By Pipit Prahoro
SOLO, Indonesia (Reuters) - Indonesia's ethnic Chinese communities, repressed and persecuted for many years, are enjoying a cultural revival even in the heart of the predominantly Muslim island of Java.
The royal city of Solo, in central Java, suffered some of the worst anti-Chinese attacks during the 1997-98 crisis, when shops and businesses owned by ethnic Chinese were smashed and looted, and many Chinese Indonesians were killed, raped or injured.
The crisis eventually led to the ousting of Suharto, the long-ruling autocratic president who now, at 86, lies critically ill in hospital. His New Order regime was instrumental in suppressing Chinese culture.
But in the decade since Suharto was forced from power, the Chinese Indonesians have experienced greater cultural freedom.
"Nowadays we feel very happy. We can perform lion dances and conserve it (our culture). Not like in the past, in the New Order era we couldn't do it," Adjie Chandra, who heads a lion dance group in Solo, told Reuters.
And despite their suffering under Suharto, many of the ethnic Chinese are praying for his recovery, he said.
"No matter what he has done and what his sins, the important thing is our existence. We pray for his recovery," Adjie added.
ANTI-COMMUNIST PURGE
Suharto rose to power after leading the military in 1965 to put down what was officially called an attempted communist coup.
Whether that was true, and Suharto's role in the events remains controversial, it was followed by an anti-communist purge in which as many as 500,000 people were killed.
At the time, Indonesia had the biggest communist party in the world outside of China.
For decades after Suharto crushed the supposedly Beijing-backed coup, his government suppressed or strongly discouraged many aspects of Chinese culture, including the use of the Chinese language or names.
Celebration of Chinese New Year was banned. It was even forbidden to bring books or documents with Chinese characters into the country.

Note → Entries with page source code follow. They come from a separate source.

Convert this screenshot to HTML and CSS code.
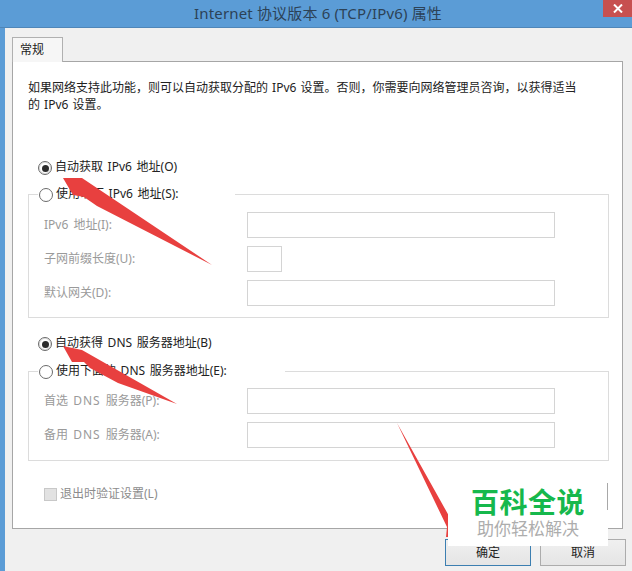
FILE: index.html
```html
<!DOCTYPE html>
<html lang="zh-CN">
<head>
<meta charset="utf-8">
<title>Internet 协议版本 6 (TCP/IPv6) 属性</title>
<link rel="stylesheet" href="styles.css">
</head>
<body>
<div class="titlebar">
  <span></span>
  <h1 class="title">Internet 协议版本 6 (TCP/IPv6) 属性</h1>
  <button class="close" type="button" aria-label="关闭">
    <svg width="10" height="9" viewBox="0 0 10 9"><path d="M1 .5l8 8M9 .5l-8 8" stroke="#fff" stroke-width="2" fill="none"/></svg>
  </button>
</div>
<div class="window">
  <div class="tabs"><div class="tab">常规</div></div>
  <div class="panel">
    <p class="intro">如果网络支持此功能，则可以自动获取分配的 IPv6 设置。否则，你需要向网络管理员咨询，以获得适当<br>的 IPv6 设置。</p>
    <div class="option option-first"><span class="radio checked"></span><span>自动获取 IPv6 地址(O)</span></div>
    <fieldset class="group group-ip">
      <legend class="legend legend-ip"><span class="radio"></span><span>使用以下 IPv6 地址(S):</span></legend>
      <div class="fields">
        <label class="field-label">IPv6 地址(I):</label><div class="input"></div>
        <label class="field-label">子网前缀长度(U):</label><div class="input input-short"></div>
        <label class="field-label">默认网关(D):</label><div class="input"></div>
      </div>
    </fieldset>
    <div class="option option-dns"><span class="radio checked"></span><span>自动获得 DNS 服务器地址(B)</span></div>
    <fieldset class="group group-dns">
      <legend class="legend legend-dns"><span class="radio"></span><span>使用下面的 DNS 服务器地址(E):</span></legend>
      <div class="fields">
        <label class="field-label">首选 <span class="wide">DNS</span> 服务器(P):</label><div class="input"></div>
        <label class="field-label">备用 <span class="wide">DNS</span> 服务器(A):</label><div class="input"></div>
      </div>
    </fieldset>
    <div class="verify"><span class="checkbox"></span><span>退出时验证设置(L)</span></div>
  </div>
  <div class="footer">
    <button class="btn btn-primary" type="button">确定</button>
    <button class="btn" type="button">取消</button>
  </div>
</div>
<svg class="arrows" width="632" height="571" viewBox="0 0 632 571">
  <path d="M63 178L82 178L212 265L97 206L84 197L73 195Z" fill="#e8403f"/>
  <path d="M63 346L82 350L177 404L118 383L90 368L84 362L72 362Z" fill="#e8403f"/>
  <path d="M397 423L449 516V537H446L447 527Z" fill="#e8403f"/>
</svg>
<div class="watermark">
  <div class="wm-title">百科全说</div>
  <div class="wm-sub">助你轻松解决</div>
  <span class="wm-edge"></span>
</div>
</body>
</html>
```
FILE: styles.css
```css
* { box-sizing: border-box; }
html, body { margin: 0; padding: 0; }
body {
  width: 632px;
  height: 571px;
  overflow: hidden;
  position: relative;
  background: #5b9cd6;
  font: 12px/16px "Noto Sans", "Noto Sans CJK SC", sans-serif;
  color: #222;
}
.titlebar {
  height: 28px;
  padding-left: 4px;
  display: grid;
  grid-template-columns: 1fr auto 1fr;
  align-items: start;
  border-bottom: 1px solid #4f86b8;
}
.title {
  margin: 3px 0 0;
  font: 400 15px/20px "Noto Sans", "Noto Sans CJK SC", sans-serif;
  letter-spacing: .16px;
  color: #2c4257;
}
.close {
  justify-self: end;
  width: 29px;
  height: 17px;
  padding: 0;
  border: 0;
  background: #c75050;
  display: flex;
  align-items: center;
  justify-content: center;
}
.window {
  margin-left: 5px;
  height: 543px;
  padding: 9px 0 0 7px;
  background: #f0f0f0;
}
.tabs { display: flex; }
.tab {
  position: relative;
  z-index: 1;
  width: 51px;
  height: 25px;
  margin-bottom: -1px;
  padding: 4px 0 0 7px;
  background: #f6f6f6;
  border: 1px solid #b0b0b0;
  border-bottom: 0;
}
.panel {
  width: 611px;
  padding: 0 14px 26px 15px;
  background: #fff;
  border: 1px solid #a6a6a6;
}
.intro { margin: 17px 0 0; line-height: 17px; word-spacing: 1px; }
.option, .legend, .verify { display: flex; align-items: center; }
.option, .legend { word-spacing: 1.5px; }
.option { margin-left: 10px; }
.option-first { margin-top: 46px; }
.option-dns { margin-top: 17px; }
.radio {
  flex: none;
  width: 14px;
  height: 14px;
  margin-top: 2px;
  margin-right: 3px;
  border: 1px solid #6b6b6b;
  border-radius: 50%;
  background: #fff;
  display: flex;
  align-items: center;
  justify-content: center;
}
.radio.checked { box-shadow: inset 0 0 0 1px #dedede; }
.radio.checked::after {
  content: "";
  width: 7px;
  height: 7px;
  border-radius: 50%;
  background: #2b2b2b;
}
.group {
  margin: 11px 0 0;
  padding: 10px 0 11px;
  width: 581px;
  border: 1px solid #dcdcdc;
  min-inline-size: 0;
}
.group-dns { margin-top: 12px; padding-top: 9px; padding-bottom: 12px; }
.legend { margin-left: 9px; padding: 0 0 0 1px; height: 16px; }
.legend-ip { width: 197px; }
.legend-dns { width: 247px; }
.fields {
  display: grid;
  grid-template-columns: 203px 308px;
  row-gap: 8px;
  padding-left: 15px;
  align-items: center;
  word-spacing: 2px;
}
.field-label { color: #9a9a9a; }
.wide { letter-spacing: 1px; }
.input {
  width: 308px;
  height: 26px;
  background: #fff;
  border: 1px solid #d4d4d4;
}
.input-short { width: 35px; }
.verify { margin: 25px 0 0 16px; color: #8c8c8c; }
.checkbox {
  flex: none;
  width: 13px;
  height: 13px;
  margin-right: 3px;
  background: #e2e2e2;
  border: 1px solid #c8c8c8;
}
.footer {
  display: flex;
  justify-content: flex-end;
  gap: 9px;
  margin-top: 10px;
  padding-right: 6px;
}
.btn {
  width: 86px;
  height: 27px;
  padding: 0;
  font: inherit;
  color: #222;
  background: linear-gradient(#f0f0f0, #e5e5e5);
  border: 1px solid #acacac;
}
.btn-primary { border-color: #3c7fb1; }
.arrows { position: absolute; left: 0; top: 0; pointer-events: none; }
.watermark {
  position: absolute;
  left: 448px;
  top: 480px;
  width: 160px;
  height: 66px;
  background: #fff;
  text-align: center;
}
.wm-title {
  margin-top: 6px;
  font: 700 28px/30px "Noto Sans CJK SC", sans-serif;
  letter-spacing: .5px;
  color: #16b84c;
}
.wm-sub {
  margin-top: 1px;
  font: 400 17px/22px "Noto Sans CJK SC", sans-serif;
  color: #adadad;
}
.wm-edge {
  position: absolute;
  right: 0;
  top: 3px;
  width: 1px;
  height: 27px;
  background: #a8a8a8;
}
```
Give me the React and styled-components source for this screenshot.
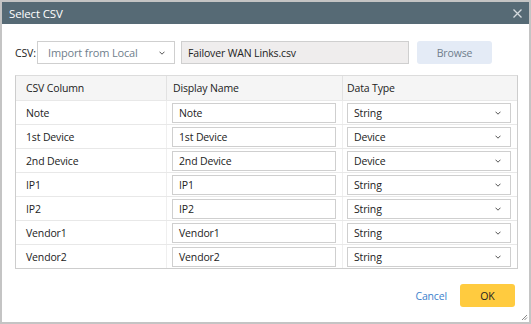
import React from 'react';
import styled, { createGlobalStyle } from 'styled-components';

const GlobalStyle = createGlobalStyle`
  html, body {
    margin: 0;
    padding: 0;
    background: #fff;
  }
  body {
    font-family: "Open Sans", "Liberation Sans", Arial, sans-serif;
    font-size: 10.5px;
    letter-spacing: -0.15px;
    color: #222;
  }
`;

const Dialog = styled.div`
  width: 531px;
  height: 324px;
  box-sizing: border-box;
  border: 2px solid #c4c4c4;
  background: #fff;
  display: flex;
  flex-direction: column;
  position: relative;
`;

const TitleBar = styled.div`
  height: 22px;
  background: #566a75;
  color: #fff;
  font-size: 11.5px;
  display: flex;
  align-items: center;
  justify-content: space-between;
  padding: 0 7px 0 7px;
`;

const Close = styled.span`
  display: flex;
  align-items: center;
  cursor: pointer;
`;

const Body = styled.div`
  padding: 17px 13px 0 13px;
  display: flex;
  flex-direction: column;
  flex: 1;
`;

const SourceRow = styled.div`
  display: flex;
  align-items: center;
  height: 23px;
`;

const Label = styled.span`
  width: 22px;
  color: #222;
`;

const SelectBox = styled.div`
  box-sizing: border-box;
  width: ${p => p.$width || '100%'};
  height: ${p => p.$height || '20px'};
  border: 1px solid #cfcfcf;
  background: #fff;
  display: flex;
  align-items: center;
  justify-content: space-between;
  padding: 0 9px 0 ${p => p.$pad || '6px'};
  color: ${p => p.$muted ? '#6f7e8c' : '#222'};
  font-size: ${p => p.$muted ? '11px' : '10.5px'};
`;

const FileField = styled.div`
  box-sizing: border-box;
  margin-left: 6px;
  width: 228px;
  height: 23px;
  border: 1px solid #cfcfcf;
  background: #efeded;
  display: flex;
  align-items: center;
  padding-left: 6px;
`;

const BrowseButton = styled.button`
  margin-left: 8px;
  width: 75px;
  height: 23px;
  border: none;
  border-radius: 3px;
  background: #e4ebf6;
  color: #6f7d8c;
  font-family: inherit;
  font-size: 10.5px;
  letter-spacing: -0.15px;
`;

const Table = styled.div`
  margin-top: 11px;
  width: 501px;
  border: 1px solid #cdcdcd;
  border-top-color: #dcdcdc;
`;

const Row = styled.div`
  display: grid;
  grid-template-columns: 150px 176px 1fr;
  height: ${p => p.$head ? '24px' : '23px'};
  background: ${p => p.$head ? '#f5f5f5' : '#fff'};
  border-bottom: 1px solid #e8e8e8;
  &:last-child {
    border-bottom: none;
  }
`;

const Cell = styled.div`
  display: flex;
  align-items: center;
  padding: 0 6px 0 ${p => p.$pad || '10px'};
  border-left: 1px solid ${p => p.$head ? '#e2e2e2' : '#efefef'};
  &:first-child {
    border-left: none;
  }
`;

const TextInput = styled.div`
  box-sizing: border-box;
  width: 100%;
  height: 20px;
  border: 1px solid #cfcfcf;
  display: flex;
  align-items: center;
  padding-left: 6px;
`;

const Footer = styled.div`
  margin-top: auto;
  margin-bottom: 15px;
  display: flex;
  align-items: center;
  justify-content: flex-end;
  gap: 13px;
  padding-right: 1px;
`;

const LinkButton = styled.span`
  color: #3c7fcc;
  cursor: pointer;
`;

const PrimaryButton = styled.button`
  width: 55px;
  height: 23px;
  border: none;
  border-radius: 3px;
  background: #ffcb3f;
  color: #222;
  font-family: inherit;
  font-size: 10.5px;
`;

const Grip = styled.svg`
  position: absolute;
  right: 1px;
  bottom: 1px;
`;

const Chevron = () => (
  <svg width="6" height="4" viewBox="0 0 6 4">
    <path d="M0.5 0.7 L3 3.2 L5.5 0.7" fill="none" stroke="#555" strokeWidth="1" />
  </svg>
);

const rows = [
  ['Note', 'String'],
  ['1st Device', 'Device'],
  ['2nd Device', 'Device'],
  ['IP1', 'String'],
  ['IP2', 'String'],
  ['Vendor1', 'String'],
  ['Vendor2', 'String'],
];

const App = () => {
  return (
    <>
      <GlobalStyle />
      <Dialog>
        <TitleBar>
          <span>Select CSV</span>
          <Close>
            <svg width="9" height="9" viewBox="0 0 9 9">
              <path d="M0.5 0.5 L8.5 8.5 M8.5 0.5 L0.5 8.5" stroke="#d5dbdf" strokeWidth="1.3" />
            </svg>
          </Close>
        </TitleBar>
        <Body>
          <SourceRow>
            <Label>CSV:</Label>
            <SelectBox $width="138px" $height="23px" $pad="10px" $muted>
              <span>Import from Local</span>
              <Chevron />
            </SelectBox>
            <FileField>Failover WAN Links.csv</FileField>
            <BrowseButton>Browse</BrowseButton>
          </SourceRow>
          <Table>
            <Row $head>
              <Cell $head>CSV Column</Cell>
              <Cell $head $pad="6px">Display Name</Cell>
              <Cell $head $pad="4px">Data Type</Cell>
            </Row>
            {rows.map(([name, type]) => (
              <Row key={name}>
                <Cell>{name}</Cell>
                <Cell $pad="5px"><TextInput>{name}</TextInput></Cell>
                <Cell $pad="4px">
                  <SelectBox>
                    <span>{type}</span>
                    <Chevron />
                  </SelectBox>
                </Cell>
              </Row>
            ))}
          </Table>
          <Footer>
            <LinkButton>Cancel</LinkButton>
            <PrimaryButton>OK</PrimaryButton>
          </Footer>
        </Body>
        <Grip width="7" height="7" viewBox="0 0 7 7">
          <path d="M6 1 L1 6 M6 3.5 L3.5 6" stroke="#888" strokeWidth="1" />
        </Grip>
      </Dialog>
    </>
  );
};

export default App;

But as elsewhere in Asia, the ethnic Chinese played an important role in the economy.
As traders and business people, they accounted for a disproportionate share of the economy, and Suharto himself had plenty of wealthy Chinese businessmen in his inner circle.
"The only thing we could do was business. We did not have freedom of speech" in the past, said Sumartono Hadinoto, an ethnic Chinese in Solo's Ketandan neighborhood.